Светлый фон

Однажды спросил о важном:

— Злишься на меня, что детей в поезд беру?

Буг долго не отвечал.

Эх, зря Деев поднял тему! Работать лопатой в молчании было тяжелее.

— Жалею я тебя, внучек.

— Что же я — больной, чтобы меня жалеть?

— Больных не жалеют, а лечат — первая заповедь врача. А тебя уже не вылечить. Искалеченный.

— Чем же это? — то ли не понял, то ли обиделся Деев и даже копать перестал.

— Войной, — пожал плечами Буг. — Временем этим мясорубочным. Откуда мне знать? Ты же ничего про себя не рассказываешь. Уж на что я человек неболтливый, а за эти недели все тебе доложил: и про службу свою, и про мечту лошадиным доктором стать. Потому как люди мы с тобой, а не два бревна в поленнице рядом лежим. А ты — вроде бы и прост, как полушка или как трава придорожная, — а ведь ой как непрост! Ни словечка о себе не выдал.

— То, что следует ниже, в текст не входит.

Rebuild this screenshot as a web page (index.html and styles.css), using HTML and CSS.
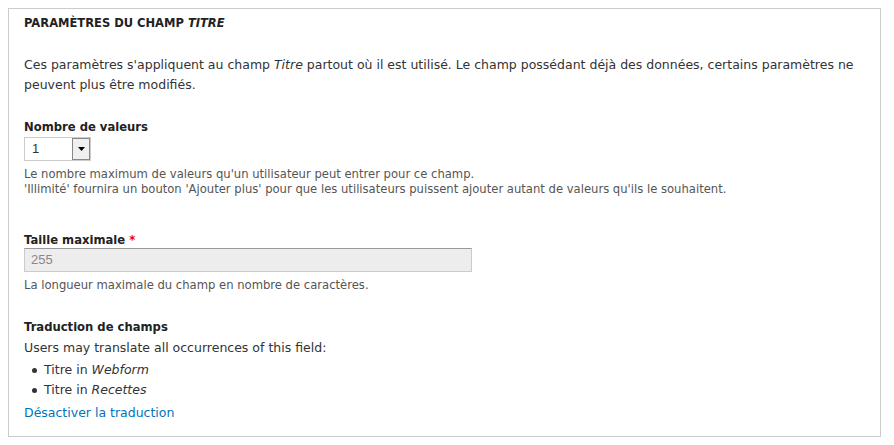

Это правда. Сколько раз порывался и Деев поведать что-нибудь о своем прошлом, и даже начало для беседы душевное заготовил: «А помнишь, дед, какая в двадцатом году зима снежная приключилась?» или «Никогда я не видел столько людей, как в августе двадцать первого. Ты тогда в Казани жил, дед?» Но каждый раз губы словно склеивало. Рассказать себя было страшно.

— У хорошего человека душа — как свежее яблоко, крепкая и звонкая, — продолжал фельдшер. — У подлеца — порченая с одного бока, а то и вовсе гниль. А у тебя душа — не яблоко, а капуста: с какой стороны ни подступись — одни листья, листья, а самого-то главного, самой-то сердцевины не видать.

Деев ударил лезвием в податливые земляные комья, и те рассыпались в муку. И черт же дернул спросить! Уж лучше бы говорили, как прежде, о выездке молодняка и расчистке копыт. Внезапно захотелось бросить лопату и убежать — нырнуть в темноту и сгинуть, пока не сказаны другие слова, честнее и больнее.

— Вот смотришь на тебя — мальчишка. Нюхнувший пороха, но мальчишка же — горячий, искренний, глуповатый. А иной раз глянешь — старик. Ты же лица своего не знаешь, когда мы с тобой могильщиками служим. Я в армии на похороны-то насмотрелся и на лица похоронщиков тоже. Обычный человек — хоть солдат, а хоть гражданский — смерти боится и отторгает ее, и этот страх у него в глазах всегда ясно читается. И только старики дряхлые, которые уже жить устали, — те не боятся. И ты — не боишься. Ты, когда детей в могилу опускаешь, словно себя самого вместе с ними кладешь.

Дед говорил не спеша, тщательно разворачивая мысль перед собеседником.

— Или с другой стороны посмотришь — кажется, добрый ты, добрее и не бывает: лежачих по утрам киселем выпаиваешь, дурачка-малолетку под койкой приютил, пацанья бездомного в эшелон понабрал, чтобы от голода спасти. Казалось бы, доброты — на троих. Но и ненависти в тебе, внучек, — не на троих даже, а на десятерых с лихвою. Ты эту ненависть в себе держишь, жмешь, а она все равно наружу выплескивается. Вот и получается у тебя: под любовью — ярость; под юностью — старость; под силой и командирством — слабость и душевные метания. Одни капустные листья, и несть им числа.